The number of men who came to Maryland with Brown several months before the attack numbered about eighteen, if I recall. From the many books written about Brown, try this one by Stephen B. Oates, To Purge This Land With Blood: A Biography of John Brown. Here are reviews --
Oates doesn't believe Brown to have been a mental case, nor do I. Along those lines, reviews written by Brown advocates are revealing. One writer states,
However, there is hardly any material about how disgusting slavery really was. There are good reasons that John Brown was violently opposed. Basically, Oates is trying to be "balanced." What that means is he is giving both sides of the argument, even when one of them has been proven to be self-evidently stronger. Slavery was wrong, and it died out, and good riddance to the Southerners who accepted and perpetuated it.
If you want to read about how nasty slavery really was, and I recommend that you do if you are open-minded about judging characters such as Brown, then you can start with some of the slave narratives, for example the narratives of Frederick Douglass and Mary Prince.
John Brown was one of the few people who doesn't just stand around and watch while injustices abound.

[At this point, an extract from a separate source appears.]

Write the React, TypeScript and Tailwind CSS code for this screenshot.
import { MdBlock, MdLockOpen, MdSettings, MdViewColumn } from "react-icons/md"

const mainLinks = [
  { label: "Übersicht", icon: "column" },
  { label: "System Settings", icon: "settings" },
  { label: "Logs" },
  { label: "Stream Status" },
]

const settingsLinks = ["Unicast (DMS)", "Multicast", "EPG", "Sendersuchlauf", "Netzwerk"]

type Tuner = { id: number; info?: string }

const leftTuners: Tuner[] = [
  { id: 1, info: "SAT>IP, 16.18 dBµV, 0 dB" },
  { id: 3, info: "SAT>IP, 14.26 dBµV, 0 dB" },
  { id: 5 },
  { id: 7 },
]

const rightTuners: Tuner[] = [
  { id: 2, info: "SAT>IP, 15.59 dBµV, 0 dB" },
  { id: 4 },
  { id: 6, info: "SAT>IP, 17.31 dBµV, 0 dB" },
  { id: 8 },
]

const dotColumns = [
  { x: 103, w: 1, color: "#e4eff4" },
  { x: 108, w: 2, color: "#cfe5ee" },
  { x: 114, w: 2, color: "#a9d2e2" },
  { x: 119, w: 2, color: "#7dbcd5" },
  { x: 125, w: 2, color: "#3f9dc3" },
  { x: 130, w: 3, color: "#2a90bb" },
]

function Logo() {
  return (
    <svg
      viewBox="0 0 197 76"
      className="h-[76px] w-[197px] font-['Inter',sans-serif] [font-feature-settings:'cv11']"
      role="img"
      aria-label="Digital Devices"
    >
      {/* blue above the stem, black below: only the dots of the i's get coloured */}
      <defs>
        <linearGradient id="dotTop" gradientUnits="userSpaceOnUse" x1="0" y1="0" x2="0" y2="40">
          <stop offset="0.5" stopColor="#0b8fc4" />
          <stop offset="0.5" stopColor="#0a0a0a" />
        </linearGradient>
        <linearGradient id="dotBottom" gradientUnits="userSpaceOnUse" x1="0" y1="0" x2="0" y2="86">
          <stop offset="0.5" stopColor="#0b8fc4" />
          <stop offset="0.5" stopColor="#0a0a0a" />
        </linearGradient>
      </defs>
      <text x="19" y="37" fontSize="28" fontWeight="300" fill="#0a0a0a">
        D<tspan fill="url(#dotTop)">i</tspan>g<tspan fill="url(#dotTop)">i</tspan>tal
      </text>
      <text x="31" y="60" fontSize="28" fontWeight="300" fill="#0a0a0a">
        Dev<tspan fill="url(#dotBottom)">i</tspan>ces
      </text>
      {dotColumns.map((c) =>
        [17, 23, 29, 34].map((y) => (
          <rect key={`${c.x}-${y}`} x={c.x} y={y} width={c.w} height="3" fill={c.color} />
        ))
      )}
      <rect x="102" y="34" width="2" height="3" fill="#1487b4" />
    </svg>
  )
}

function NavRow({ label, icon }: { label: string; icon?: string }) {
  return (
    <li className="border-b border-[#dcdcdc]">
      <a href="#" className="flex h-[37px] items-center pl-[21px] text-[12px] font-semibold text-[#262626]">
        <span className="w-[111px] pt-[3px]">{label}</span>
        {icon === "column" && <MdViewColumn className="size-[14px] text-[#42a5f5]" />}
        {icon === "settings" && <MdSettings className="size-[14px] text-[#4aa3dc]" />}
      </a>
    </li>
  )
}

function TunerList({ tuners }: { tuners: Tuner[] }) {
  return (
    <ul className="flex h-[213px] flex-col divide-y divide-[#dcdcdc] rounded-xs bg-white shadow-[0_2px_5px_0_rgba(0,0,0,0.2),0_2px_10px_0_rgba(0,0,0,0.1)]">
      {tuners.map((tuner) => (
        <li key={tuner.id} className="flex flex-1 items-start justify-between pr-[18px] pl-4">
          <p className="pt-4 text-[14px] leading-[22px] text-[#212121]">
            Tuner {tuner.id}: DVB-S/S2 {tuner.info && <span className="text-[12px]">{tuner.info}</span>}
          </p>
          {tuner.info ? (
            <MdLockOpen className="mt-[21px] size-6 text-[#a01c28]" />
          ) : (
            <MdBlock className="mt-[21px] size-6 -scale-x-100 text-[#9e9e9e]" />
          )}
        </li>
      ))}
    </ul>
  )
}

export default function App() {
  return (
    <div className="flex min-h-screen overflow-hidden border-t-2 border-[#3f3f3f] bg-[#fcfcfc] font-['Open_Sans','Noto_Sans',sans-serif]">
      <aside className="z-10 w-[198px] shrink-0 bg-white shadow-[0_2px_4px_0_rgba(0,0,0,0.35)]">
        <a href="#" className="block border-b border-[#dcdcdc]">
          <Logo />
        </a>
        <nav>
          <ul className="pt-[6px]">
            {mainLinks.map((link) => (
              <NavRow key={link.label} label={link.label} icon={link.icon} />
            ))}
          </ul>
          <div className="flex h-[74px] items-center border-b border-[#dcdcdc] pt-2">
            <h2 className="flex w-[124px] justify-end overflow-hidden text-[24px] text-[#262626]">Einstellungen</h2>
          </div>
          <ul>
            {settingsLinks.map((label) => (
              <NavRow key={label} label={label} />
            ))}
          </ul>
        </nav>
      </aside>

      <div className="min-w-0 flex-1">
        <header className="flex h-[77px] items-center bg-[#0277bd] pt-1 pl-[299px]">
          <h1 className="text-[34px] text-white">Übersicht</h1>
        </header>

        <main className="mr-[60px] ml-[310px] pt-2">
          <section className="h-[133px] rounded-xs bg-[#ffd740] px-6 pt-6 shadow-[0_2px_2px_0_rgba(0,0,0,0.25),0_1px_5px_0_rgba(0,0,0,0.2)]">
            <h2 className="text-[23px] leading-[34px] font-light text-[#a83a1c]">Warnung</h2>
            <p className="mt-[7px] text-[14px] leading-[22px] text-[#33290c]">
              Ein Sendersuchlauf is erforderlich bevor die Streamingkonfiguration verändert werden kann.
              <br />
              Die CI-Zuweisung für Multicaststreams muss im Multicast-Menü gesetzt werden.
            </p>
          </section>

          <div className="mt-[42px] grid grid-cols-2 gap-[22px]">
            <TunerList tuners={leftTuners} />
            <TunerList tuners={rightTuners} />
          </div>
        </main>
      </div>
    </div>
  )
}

He acts, and that is the reason that many cannot stand him. He is a profoundly moral person, and that is threatening to people who are not. They cannot understand that it is better to kill a thousand men then to let millions rot in slavery.
This writer helps me understand why so many people don't approve of 'fair and balanced' treatment of any given subject.

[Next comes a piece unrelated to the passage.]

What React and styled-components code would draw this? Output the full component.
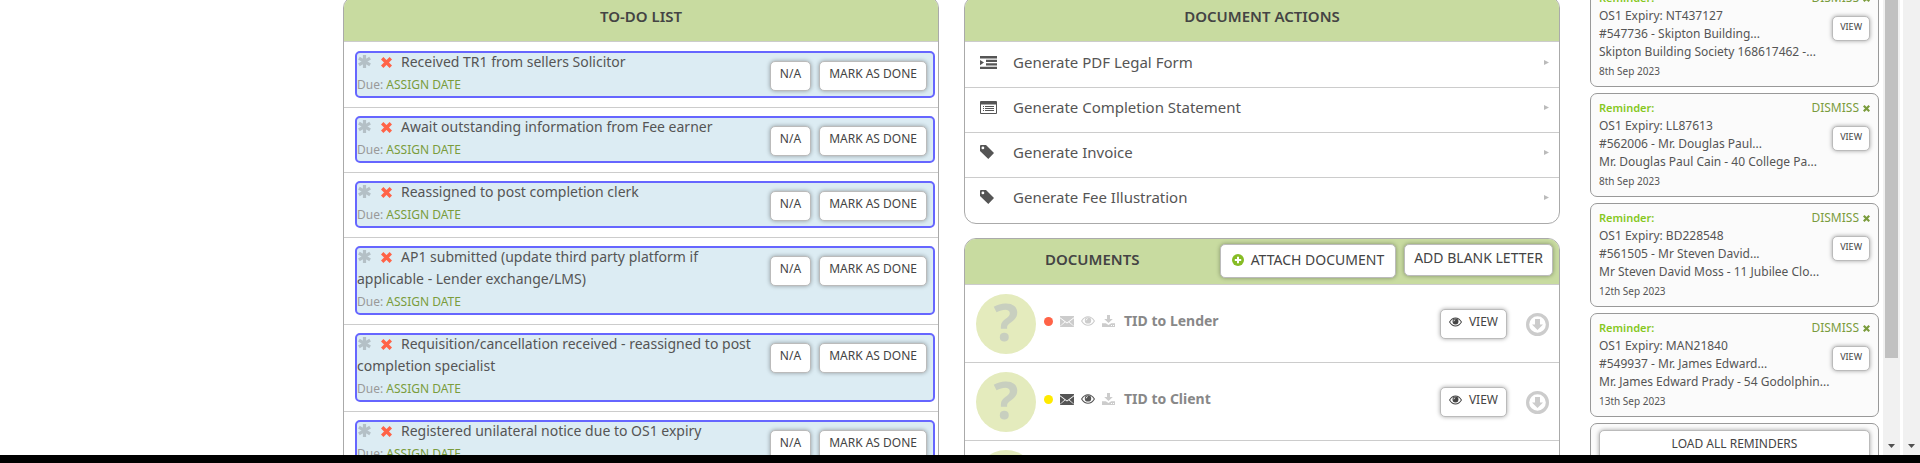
import React from "react";
import styled, { createGlobalStyle } from "styled-components";

const GlobalStyle = createGlobalStyle`
  * { box-sizing: border-box; }
  body {
    margin: 0;
    background: #fff;
    color: #555;
    font-family: "Noto Sans", "Open Sans", sans-serif;
    font-size: 14px;
  }
  h2, h3, p, ul { margin: 0; padding: 0; }
  ul { list-style: none; }
  svg { display: block; flex: none; }
`;

const Window = styled.div`
  display: flex;
  flex-direction: column;
  height: 100vh;
  overflow: hidden;
`;

const Viewport = styled.div`
  display: flex;
  flex: 1;
  min-height: 0;
  overflow: hidden;
`;

const BottomBar = styled.div`
  flex: none;
  height: 8px;
  background: #000;
`;

const Main = styled.main`
  display: grid;
  grid-template-columns: 1fr 1fr;
  gap: 25px;
  flex: 1;
  min-width: 0;
  margin-top: -4px;
  margin-left: 343px;
  align-items: start;
`;

const Column = styled.div`
  display: flex;
  flex-direction: column;
  gap: 14px;
  min-width: 0;
`;

const Panel = styled.section`
  border: 1px solid #aaa;
  border-radius: 12px;
  overflow: hidden;
`;

const PanelHeader = styled.header`
  display: flex;
  justify-content: center;
  height: 45px;
  padding-top: 8px;
  border-bottom: 1px solid #ccc;
  background: #c8dba0;
`;

const ToolHeader = styled(PanelHeader)`
  justify-content: flex-end;
  align-items: flex-start;
  gap: 8px;
  height: 46px;
  padding: 5px 6px 0 80px;
`;

const Title = styled.h2`
  color: #444;
  font-size: 15px;
  font-weight: 600;
  line-height: 22px;
  white-space: nowrap;
`;

const ToolTitle = styled(Title)`
  margin-right: auto;
  padding-top: 4px;
`;

const Button = styled.button`
  display: inline-flex;
  flex: none;
  align-items: center;
  justify-content: center;
  gap: 7px;
  height: 30px;
  padding: 0 8px 4px;
  border: 1px solid #bbb;
  border-radius: 5px;
  background: #fff;
  box-shadow: 0 0 4px rgba(0, 0, 0, 0.35);
  color: #444;
  font-family: inherit;
  font-size: 12px;
  line-height: 18px;
  white-space: nowrap;
`;

const TaskButton = styled(Button)`
  padding: 0 9px 4px;
`;

const AttachButton = styled(Button)`
  height: 34px;
  padding: 0 11px 2px;
  font-size: 14px;
`;

const LetterButton = styled(Button)`
  height: 32px;
  padding: 0 9px 4px;
  font-size: 14px;
`;

const TaskList = styled.ul`
  padding-top: 1px;
`;

const Task = styled.li`
  padding: 8px 3px 9px 11px;
  border-bottom: 1px solid #ccc;
`;

const TaskBox = styled.div`
  display: flex;
  align-items: flex-start;
  gap: 8px;
  padding-right: 6px;
  border: 2px solid #6666ff;
  border-radius: 5px;
  background: #dcecf3;
`;

const TaskText = styled.div`
  flex: 1;
  min-width: 0;
  margin-top: -2px;
  padding-bottom: 2px;
`;

const TaskName = styled.h3`
  color: #555;
  font-size: 14px;
  font-weight: 400;
  line-height: 22px;

  svg { display: inline-block; vertical-align: -1px; margin: 0 9px 0 1px; }
`;

const Due = styled.p`
  padding-top: 3px;
  color: #999;
  font-size: 12px;
  line-height: 18px;
`;

const GreenLink = styled.a`
  color: #7a9c3c;
  text-decoration: none;
`;

const TaskButtons = styled.div`
  display: flex;
  gap: 8px;
  padding-top: 8px;
`;

const ActionList = styled.ul`
  padding-top: 1px;
`;

const Action = styled.li`
  min-height: 45px;
  border-bottom: 1px solid #ccc;
  &:last-child { border-bottom: 0; }
`;

const ActionLink = styled.a`
  display: grid;
  grid-template-columns: 33px 1fr auto;
  align-items: center;
  height: 44px;
  padding: 0 10px 6px 15px;
  color: #555;
  font-size: 15px;
  text-decoration: none;
`;

const DocRow = styled.li`
  display: flex;
  align-items: flex-start;
  padding: 9px 10px 8px 11px;
  border-bottom: 1px solid #ccc;
`;

const Badge = styled.span`
  display: flex;
  align-items: center;
  justify-content: center;
  width: 60px;
  height: 60px;
  padding-bottom: 6px;
  border-radius: 50%;
  background: #e4ebbd;
  color: #c8cfbf;
  font-size: 52px;
  font-weight: 700;
  line-height: 60px;
`;

const DocInfo = styled.div`
  display: flex;
  align-items: center;
  gap: 7px;
  flex: 1;
  padding: 16px 0 0 8px;
`;

const Dot = styled.span`
  width: 9px;
  height: 9px;
  border-radius: 50%;
  background: ${(p) => p.$color};
`;

const DocName = styled.h3`
  padding-left: 2px;
  color: #888;
  font-size: 14px;
  font-weight: 700;
  line-height: 22px;
`;

const DocButtons = styled.div`
  display: flex;
  align-items: center;
  gap: 19px;
  padding-top: 15px;
`;

const IconLink = styled.a`
  display: block;
  color: #ccc;
`;

const Reminders = styled.aside`
  display: flex;
  flex-direction: column;
  gap: 6px;
  flex: none;
  width: 289px;
  margin: -17px 4px 0 30px;
`;

const Card = styled.article`
  flex: none;
  height: 104px;
  padding: 5px 8px;
  border: 1px solid #999;
  border-radius: 7px;
  background: #fbfbfb;
`;

const CardTop = styled.div`
  display: flex;
  justify-content: space-between;
  line-height: 18px;
`;

const CardLabel = styled.h3`
  color: #86c81e;
  font-size: 11px;
  font-weight: 600;
`;

const Dismiss = styled(GreenLink)`
  display: flex;
  align-items: center;
  gap: 4px;
  font-size: 12px;
`;

const CardBody = styled.div`
  display: grid;
  grid-template-columns: 1fr auto;
  font-size: 12px;
  line-height: 18px;
`;

const Lines = styled.div`
  grid-area: 1 / 1 / 2 / 3;
  white-space: nowrap;
`;

const SmallButton = styled(Button)`
  grid-area: 1 / 2 / 2 / 3;
  height: 25px;
  margin-top: 9px;
  padding: 0 7px 4px;
  font-size: 9px;
`;

const DateText = styled.p`
  font-size: 10px;
  line-height: 20px;
`;

const LoadButton = styled(Button)`
  width: 100%;
  margin-top: 1px;
  padding-bottom: 2px;
`;

const Track = styled.div`
  display: flex;
  flex-direction: column;
  justify-content: space-between;
  align-items: center;
  flex: none;
  width: 17px;
  margin-right: ${(p) => p.$gap || 0}px;
  padding-bottom: 7px;
  background: #f1f1f1;
`;

const Thumb = styled.div`
  width: 13px;
  height: 80%;
  background: #c1c1c1;
`;

const ArrowSvg = styled.svg`
  margin-top: auto;
`;

const ScrollArrow = () => (
  <ArrowSvg width="7" height="4" viewBox="0 0 7 4" fill="#505050">
    <path d="M0 0h7L3.5 4z" />
  </ArrowSvg>
);

const Asterisk = () => (
  <svg width="13" height="13" viewBox="0 0 13 13" stroke="#b4c0c6" strokeWidth="3.2">
    <path d="M6.500 0v13M.9 3.200l11.200 6.600M.9 9.800L12.100 3.200" />
  </svg>
);

const Cross = ({ size = 11, color = "#ff6347" }) => (
  <svg width={size} height={size} viewBox="0 0 11 11" stroke={color} strokeWidth="3.4">
    <path d="M1.200 1.200l8.600 8.600M9.800 1.200L1.200 9.800" />
  </svg>
);

const IndentIcon = () => (
  <svg width="17" height="13" viewBox="0 0 17 13" fill="#555">
    <path d="M0 0h17v2.400H0zM6 3.700h11V6H6zM6 7.200h11v2.400H6zM0 10.700h17V13H0zM0 3.900l4 2.700-4 2.700z" />
  </svg>
);

const ListIcon = () => (
  <svg width="17" height="13" viewBox="0 0 17 13" fill="#555">
    <path
      fillRule="evenodd"
      d="M1 0h15q1 0 1 1v11q0 1-1 1H1q-1 0-1-1V1q0-1 1-1zM1 3.500v8.500h15V3.500zM3 5h1v1H3zM5 5h9v1H5zM3 7h1v1H3zM5 7h9v1H5zM3 9h1v1H3zM5 9h9v1H5z"
    />
  </svg>
);

const TagIcon = () => (
  <svg width="14" height="14" viewBox="0 0 14 14" fill="#555">
    <path fillRule="evenodd" d="M0 1q0-1 1-1h5l8 8-5.700 6L0 6zM2.900 1.500a1.400 1.400 0 100 2.800 1.400 1.400 0 000-2.800z" />
  </svg>
);

const PlusIcon = () => (
  <svg width="12" height="12" viewBox="0 0 12 12">
    <circle cx="6" cy="6" r="6" fill="#86bc25" />
    <path d="M6 2.800v6.400M2.800 6h6.400" stroke="#fff" strokeWidth="2" />
  </svg>
);

const MailIcon = ({ color }) => (
  <svg width="14" height="11" viewBox="0 0 14 11" fill={color}>
    <path d="M0 0h14v1.300L7 6.600 0 1.300zM0 2.200l4.600 3.500L0 9.900zM14 2.200v7.700L9.400 5.700zM5.200 6.200L7 7.600l1.800-1.400L14 10.600v.4H0v-.4z" />
  </svg>
);

const EyeIcon = ({ color = "#444", width = 14 }) => (
  <svg width={width} height="10" viewBox="0 0 14 10" fill="none" stroke={color}>
    <path d="M.6 5Q3.200.7 7 .7T13.400 5Q10.800 9.300 7 9.300T.6 5z" strokeWidth="1.100" />
    <circle cx="7" cy="4.400" r="3.200" fill={color} stroke="none" />
    <path d="M5.200 4.300Q5.300 2.800 6.700 2.600" stroke="#fff" strokeWidth=".9" />
  </svg>
);

const SaveIcon = () => (
  <svg width="13" height="12" viewBox="0 0 13 12" fill="#ccc">
    <path d="M5 0h3v4h2.800L6.500 8 2.200 4H5z" />
    <path fillRule="evenodd" d="M0 8.300h3.800L6.500 10l2.700-1.700H13V12H0zM9 10h1v1H9zM11 10h1v1h-1z" />
  </svg>
);

const DownCircle = () => (
  <svg width="23" height="23" viewBox="0 0 23 23" fill="none" stroke="#ccc">
    <circle cx="11.500" cy="11.500" r="9.900" strokeWidth="3.200" />
    <path d="M9 6h5v5.500h3L11.500 17 6 11.500h3z" fill="#ccc" stroke="none" />
  </svg>
);

const tasks = [
  "Received TR1 from sellers Solicitor",
  "Await outstanding information from Fee earner",
  "Reassigned to post completion clerk",
  "AP1 submitted (update third party platform if applicable - Lender exchange/LMS)",
  "Requisition/cancellation received - reassigned to post completion specialist",
  "Registered unilateral notice due to OS1 expiry",
];

const actions = [
  ["Generate PDF Legal Form", IndentIcon],
  ["Generate Completion Statement", ListIcon],
  ["Generate Invoice", TagIcon],
  ["Generate Fee Illustration", TagIcon],
];

const documents = [
  { id: 1, name: "TID to Lender", dot: "#ff6347", tone: "#ccc" },
  { id: 2, name: "TID to Client", dot: "#ffea00", tone: "#555" },
  { id: 3 },
];

const reminders = [
  ["OS1 Expiry: NT437127", "#547736 - Skipton Building...", "Skipton Building Society 168617462 -...", "8th Sep 2023"],
  ["OS1 Expiry: LL87613", "#562006 - Mr. Douglas Paul...", "Mr. Douglas Paul Cain - 40 College Pa...", "8th Sep 2023"],
  ["OS1 Expiry: BD228548", "#561505 - Mr Steven David...", "Mr Steven David Moss - 11 Jubilee Clo...", "12th Sep 2023"],
  ["OS1 Expiry: MAN21840", "#549937 - Mr. James Edward...", "Mr. James Edward Prady - 54 Godolphin...", "13th Sep 2023"],
];

export default function App() {
  return (
    <Window>
      <GlobalStyle />
      <Viewport>
        <Main>
          <Panel>
            <PanelHeader>
              <Title>TO-DO LIST</Title>
            </PanelHeader>
            <TaskList>
              {tasks.map((name) => (
                <Task key={name}>
                  <TaskBox>
                    <TaskText>
                      <TaskName>
                        <Asterisk />
                        <Cross />
                        {name}
                      </TaskName>
                      <Due>
                        Due: <GreenLink href="#assign">ASSIGN DATE</GreenLink>
                      </Due>
                    </TaskText>
                    <TaskButtons>
                      <TaskButton type="button">N/A</TaskButton>
                      <TaskButton type="button">MARK AS DONE</TaskButton>
                    </TaskButtons>
                  </TaskBox>
                </Task>
              ))}
            </TaskList>
          </Panel>

          <Column>
            <Panel>
              <PanelHeader>
                <Title>DOCUMENT ACTIONS</Title>
              </PanelHeader>
              <ActionList>
                {actions.map(([name, Icon]) => (
                  <Action key={name}>
                    <ActionLink href="#generate">
                      <Icon />
                      {name}
                      <svg width="5" height="5" viewBox="0 0 5 5" fill="#bbb">
                        <path d="M0 0l5 2.500L0 5z" />
                      </svg>
                    </ActionLink>
                  </Action>
                ))}
              </ActionList>
            </Panel>

            <Panel>
              <ToolHeader>
                <ToolTitle>DOCUMENTS</ToolTitle>
                <AttachButton type="button">
                  <PlusIcon />
                  ATTACH DOCUMENT
                </AttachButton>
                <LetterButton type="button">ADD BLANK LETTER</LetterButton>
              </ToolHeader>
              <ul>
                {documents.map((doc) => (
                  <DocRow key={doc.id}>
                    <Badge>?</Badge>
                    {doc.name && (
                      <>
                        <DocInfo>
                          <Dot $color={doc.dot} />
                          <MailIcon color={doc.tone} />
                          <EyeIcon color={doc.tone} />
                          <SaveIcon />
                          <DocName>{doc.name}</DocName>
                        </DocInfo>
                        <DocButtons>
                          <Button type="button">
                            <EyeIcon width={13} />
                            VIEW
                          </Button>
                          <IconLink href="#download" aria-label="Download">
                            <DownCircle />
                          </IconLink>
                        </DocButtons>
                      </>
                    )}
                  </DocRow>
                ))}
              </ul>
            </Panel>
          </Column>
        </Main>

        <Reminders>
          {reminders.map(([title, matter, client, date]) => (
            <Card key={title}>
              <CardTop>
                <CardLabel>Reminder:</CardLabel>
                <Dismiss href="#dismiss">
                  DISMISS <Cross size={7} color="#7a9c3c" />
                </Dismiss>
              </CardTop>
              <CardBody>
                <Lines>
                  <p>{title}</p>
                  <p>{matter}</p>
                  <p>{client}</p>
                </Lines>
                <SmallButton type="button">VIEW</SmallButton>
              </CardBody>
              <DateText>{date}</DateText>
            </Card>
          ))}
          <Card>
            <LoadButton type="button">LOAD ALL REMINDERS</LoadButton>
          </Card>
        </Reminders>

        <Track $gap={3}>
          <Thumb />
          <ScrollArrow />
        </Track>
        <Track>
          <ScrollArrow />
        </Track>
      </Viewport>
      <BottomBar />
    </Window>
  );
}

Returning to Brown, one of his primary supporters was Julia Ward Howe's husband, Dr. Samuel Gridley Howe. When Brown's attempt to overthrow the government failed and people began inquiring into his supporters, Dr. Howe decided to take the opportunity to visit Canada. In his youth Dr. Howe had helped Greek revolutionaries who resisted the Turks in the native mountains. He encouraged Brown about the ability of a small number of determined men to hold against many times their number in western Virginia.
Here's a quote from Oates --
All across the land the fence-sitters turned closer toward anti-slavery sentiments. A wave of sympathy for Brown had swept the land. Herman Melville called Brown a Meteor. Henry David Thoreau called Brown a crucified hero. Dozens of editors hailed him as a martyr, some called him a saint. The Song "John Brown's Body lies a smouldring in the grave" was put to a camp meeting song music by William Steffe. (That tune is still in circulation but as "Mine Eyes have seen the glory of the coming of the Lord." Current words by Julia Ward Howe.) The "free-soil" Lincoln, equivocating, seemed to temporize, condemning Brown while making excuses (so it seemed) for slavery. Lincoln, inexplicably, seemed to want to keep both slave states and free states happy; rejecting Brown while calling slavery a moral but not political wrong.
This may help explain my earlier post about Lincoln being perceived as a moderate alternative for the Republican candidate in the election of 1860.
Will anyone try to argue that the American Civil War had nothing to do with John Brown and his attack on Harper's Ferry VA?